**Task requirements:**
Pictures stay out. Extract the lines below from the first one through the line with "const tabs = ['推荐', '订单', '我的'];", both included.

**Source data:**
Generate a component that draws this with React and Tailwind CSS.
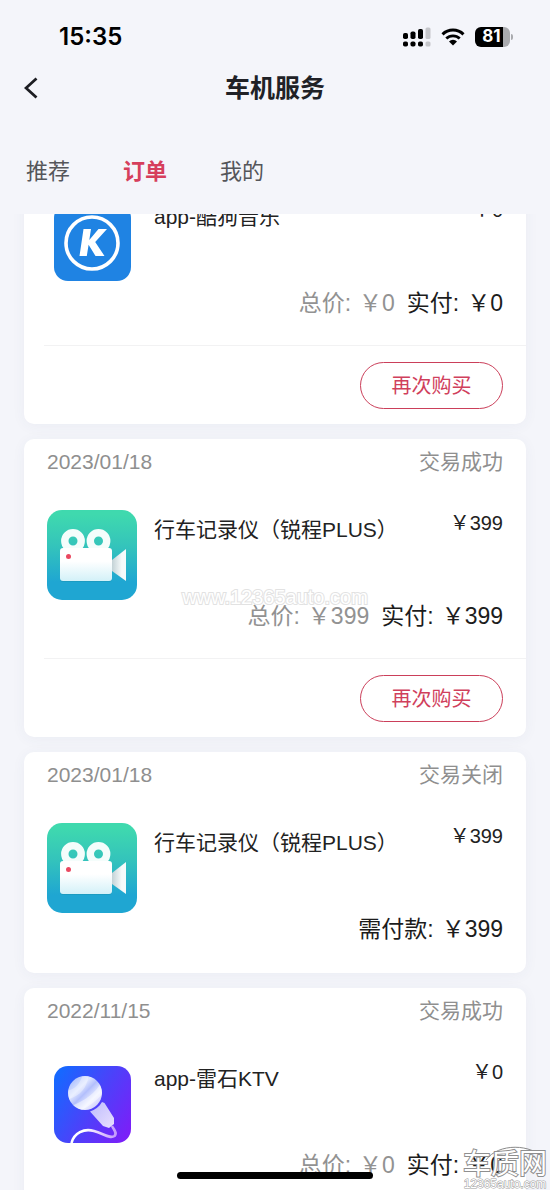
const tabs = ['推荐', '订单', '我的'];

const orders = [
  { id: 1, date: '2023/02/06', status: '交易成功', icon: 'kugou', name: 'app-酷狗音乐', price: 0, paid: true },
  { id: 2, date: '2023/01/18', status: '交易成功', icon: 'camera', name: '行车记录仪（锐程PLUS）', price: 399, paid: true },
  { id: 3, date: '2023/01/18', status: '交易关闭', icon: 'camera', name: '行车记录仪（锐程PLUS）', price: 399, paid: false },
  { id: 4, date: '2022/11/15', status: '交易成功', icon: 'ktv', name: 'app-雷石KTV', price: 0, paid: true },
];

function KugouIcon() {
  return (
    <svg viewBox="0 0 77 77" className="size-[77px]" aria-hidden="true">
      <rect width="77" height="77" rx="14" fill="#1f83e3" />
      <circle cx="38" cy="39" r="26" fill="none" stroke="#fff" strokeWidth="3.6" />
      <path d="M29.5 25H37L35.3 36 44.5 25H53L41.2 38 50.5 52H41.5L34.6 40.8 32.8 52H25.5Z" fill="#fff" />
    </svg>
  );
}

function CameraIcon() {
  return (
    <svg viewBox="0 0 90 90" className="size-[90px]" aria-hidden="true">
      <defs>
        <linearGradient id="camBg" x1="0" y1="0" x2="0" y2="1">
          <stop offset="0.05" stopColor="#3fd9ae" />
          <stop offset="0.4" stopColor="#34c4bb" />
          <stop offset="0.8" stopColor="#1fa6d2" />
        </linearGradient>
        <linearGradient id="camBody" x1="0" y1="0" x2="0" y2="1">
          <stop offset="0.4" stopColor="#fff" />
          <stop offset="1" stopColor="#d3f1f8" />
        </linearGradient>
        <linearGradient id="camLens" x1="0" y1="0" x2="1" y2="0">
          <stop offset="0" stopColor="#c3d2d6" />
          <stop offset="0.7" stopColor="#f6fafa" />
        </linearGradient>
      </defs>
      <rect width="90" height="90" rx="15" fill="url(#camBg)" />
      <g fill="none" stroke="#f4fdfb" strokeWidth="7.4">
        <circle cx="26" cy="31" r="8.2" />
        <circle cx="51.5" cy="31" r="8.2" />
      </g>
      <path d="M65 50 79 39V71L65 61Z" fill="url(#camLens)" />
      <rect x="13" y="39" width="52" height="33" rx="3" fill="#168bab" opacity="0.4" />
      <rect x="13" y="38" width="52" height="33" rx="3" fill="url(#camBody)" />
      <circle cx="21.5" cy="46.5" r="2.5" fill="#ea4860" />
    </svg>
  );
}

function KtvIcon() {
  return (
    <svg viewBox="0 0 77 77" className="size-[77px]" aria-hidden="true">
      <defs>
        <linearGradient id="ktvBg" x1="0" y1="0.2" x2="1" y2="0.8">
          <stop offset="0" stopColor="#1668ff" />
          <stop offset="0.5" stopColor="#4a43fa" />
          <stop offset="1" stopColor="#7a20f8" />
        </linearGradient>
        <linearGradient id="ktvHead" x1="0" y1="0" x2="1" y2="1">
          <stop offset="0.1" stopColor="#a9bdfc" />
          <stop offset="0.35" stopColor="#dfe7ff" />
          <stop offset="0.5" stopColor="#b3bffc" />
          <stop offset="0.7" stopColor="#eef1ff" />
          <stop offset="1" stopColor="#b9b4fb" />
        </linearGradient>
        <linearGradient id="ktvHandle" x1="0" y1="0" x2="1" y2="1">
          <stop offset="0" stopColor="#bdbcfd" />
          <stop offset="1" stopColor="#e9dffe" />
        </linearGradient>
        <linearGradient id="ktvCord" x1="0" y1="0" x2="1" y2="0">
          <stop offset="0.3" stopColor="#fff" />
          <stop offset="1" stopColor="#c49cfc" />
        </linearGradient>
        <clipPath id="ktvHeadClip">
          <circle cx="31" cy="27" r="17" />
        </clipPath>
      </defs>
      <rect width="77" height="77" rx="14" fill="url(#ktvBg)" />
      <circle cx="31" cy="27" r="17" fill="url(#ktvHead)" />
      <g clipPath="url(#ktvHeadClip)">
        <path d="M12 34C27 30 33 22 35 8L29 8C26 18 22 23 12 25Z" fill="#fff" opacity="0.35" />
        <path d="M17 40C31 35 42 26 47 17L50 26C44 34 34 41 24 46Z" fill="#fff" opacity="0.45" />
      </g>
      <path d="M36 45.5C41 44 45 41 48 36L50.5 37 60 52V58L55 62 49 60Z" fill="url(#ktvHandle)" />
      <path
        d="M17.5 77C20 67 30 62 40 65 50 68 56 73 60.5 70 63.5 67 60 64 58 60"
        fill="none"
        stroke="url(#ktvCord)"
        strokeWidth="2.6"
      />
    </svg>
  );
}

const icons = { kugou: KugouIcon, camera: CameraIcon, ktv: KtvIcon };

function StatusBar() {
  return (
    <div className="flex h-[74px] shrink-0 items-center justify-between pr-[37px] pl-[59px]">
      <span className="font-['Inter',sans-serif] text-2xl font-semibold text-black">15:35</span>
      <div className="flex items-center gap-2.5">
        <svg viewBox="0 0 28 20" className="h-5 w-7" aria-label="信号">
          <rect x="0" y="6" width="5" height="6" rx="1.8" />
          <rect x="7.5" y="4.5" width="5" height="7.5" rx="1.8" />
          <rect x="15" y="2" width="5" height="10" rx="1.8" />
          <rect x="22.5" y="0.5" width="5" height="11.5" rx="1.5" fill="#c5c6ca" />
          <rect x="0" y="14.5" width="5" height="5" rx="1.8" />
          <rect x="7.5" y="14.5" width="5" height="5" rx="1.8" />
          <rect x="15" y="14.5" width="5" height="5" rx="1.8" />
          <rect x="22.5" y="14.5" width="5" height="5" rx="1.5" fill="#c5c6ca" />
        </svg>
        <svg viewBox="0 0 24 18" className="h-[18px] w-6" aria-label="无线网络">
          <path d="M1.5 6.3A15.2 15.2 0 0 1 22.5 6.3" fill="none" stroke="#000" strokeWidth="3" />
          <path d="M5.3 10.6A9.6 9.6 0 0 1 18.7 10.6" fill="none" stroke="#000" strokeWidth="2.8" />
          <path d="M12 17.5 8 13.5A5.7 5.7 0 0 1 16 13.5Z" />
        </svg>
        <div className="flex items-center gap-px">
          <div className="flex h-5 w-[35px] items-center justify-center rounded-md bg-[linear-gradient(90deg,#000_81%,#a9aaae_81%)] pr-0.5 font-['Inter',sans-serif] text-[17px] font-bold text-white">
            81
          </div>
          <div className="h-1.5 w-0.5 rounded-r-full bg-[#a9aaae]" />
        </div>
      </div>
    </div>
  );
}

function Amount({ label, value, className }) {
  return (
    <span className={className}>
      {label}:<span className="ml-2">￥{value}</span>
    </span>
  );
}

function OrderCard({ order }) {
  const Icon = icons[order.icon];

  return (
    <li className="rounded-[10px] bg-white shadow-[0_2px_14px_rgba(60,70,120,0.05)]">
      <div className="flex h-[46px] items-center justify-between px-[23px] text-[21px] text-[#8f8f8f]">
        <time>{order.date}</time>
        <span>{order.status}</span>
      </div>
      <div className="flex items-start px-[23px] pt-[25px] text-[#222]">
        <div className="flex size-[90px] shrink-0 items-center justify-center">
          <Icon />
        </div>
        <h2 className="mt-1 ml-[17px] flex-1 text-[21px] leading-8">{order.name}</h2>
        <span className="text-xl leading-[26px]">￥{order.price}</span>
      </div>
      <div className="flex h-8 items-center justify-end gap-3 px-[23px] text-[23px] text-[#1c1c1c]">
        {order.paid ? (
          <>
            <Amount label="总价" value={order.price} className="text-[#929292]" />
            <Amount label="实付" value={order.price} />
          </>
        ) : (
          <Amount label="需付款" value={order.price} />
        )}
      </div>
      {order.paid ? (
        <div className="mt-[26px] ml-5 flex justify-end border-t border-[#f2f2f3] pt-4 pr-[23px] pb-[15px]">
          <button
            type="button"
            className="h-[47px] w-[143px] rounded-full border border-[#cb3f5a] text-xl text-[#d0405c]"
          >
            再次购买
          </button>
        </div>
      ) : (
        <div className="h-7" />
      )}
    </li>
  );
}

function Watermarks() {
  return (
    <div className="pointer-events-none">
      <span className="absolute top-[583px] left-1/2 -translate-x-1/2 text-xl text-white [-webkit-text-stroke:2px_#e2e2e2] [paint-order:stroke]">
        www.12365auto.com
      </span>
      <div className="absolute right-0.5 bottom-0 flex flex-col items-center">
        <svg viewBox="0 0 86 16" className="-mb-2.5 h-4 w-[86px]" aria-hidden="true">
          <path d="M24 14C36 -3 70 -3 83 14" fill="none" stroke="#8a8a8a" strokeWidth="1" />
        </svg>
        <span className="text-[28px] leading-[26px] text-white [-webkit-text-stroke:2px_#8f8f8f] [paint-order:stroke]">
          车质网
        </span>
        <span className="text-xs leading-3 text-white [-webkit-text-stroke:1px_#9b9b9b] [paint-order:stroke]">
          12365auto.com
        </span>
      </div>
    </div>
  );
}

export default function App() {
  return (
    <div className="relative flex h-screen flex-col overflow-hidden bg-[#f4f5fa] font-['Liberation_Sans','Noto_Sans_CJK_SC',sans-serif]">
      <StatusBar />
      <header className="grid h-7 shrink-0 grid-cols-[1fr_auto_1fr] items-center px-6">
        <button type="button" aria-label="返回" className="justify-self-start">
          <svg viewBox="0 0 14 22" className="h-[22px] w-3.5" aria-hidden="true">
            <path d="M12.5 1.5 2 11 12.5 20.5" fill="none" stroke="#1c1d22" strokeWidth="2.8" />
          </svg>
        </button>
        <h1 className="text-[25px] leading-7 font-bold text-[#202126]">车机服务</h1>
      </header>
      <nav className="mt-10 mb-3.5 flex h-[58px] shrink-0 items-center gap-[53px] pl-[26px] text-[22px]">
        {tabs.map((tab) => (
          <button
            key={tab}
            type="button"
            className={tab === '订单' ? 'font-bold text-[#d63f5c]' : 'text-[#55565a]'}
          >
            {tab}
          </button>
        ))}
      </nav>
      <main className="min-h-0 flex-1 overflow-hidden px-6">
        {/* list is scrolled part of the way into the first order */}
        <ul className="-mt-[88px] flex flex-col gap-[15px]">
          {orders.map((order) => (
            <OrderCard key={order.id} order={order} />
          ))}
        </ul>
      </main>
      <div className="absolute bottom-[11px] left-1/2 h-[7px] w-[196px] -translate-x-1/2 rounded-full bg-black" />
      <Watermarks />
    </div>
  );
}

**Result:**
Generate a component that draws this with React and Tailwind CSS.
const tabs = ['推荐', '订单', '我的'];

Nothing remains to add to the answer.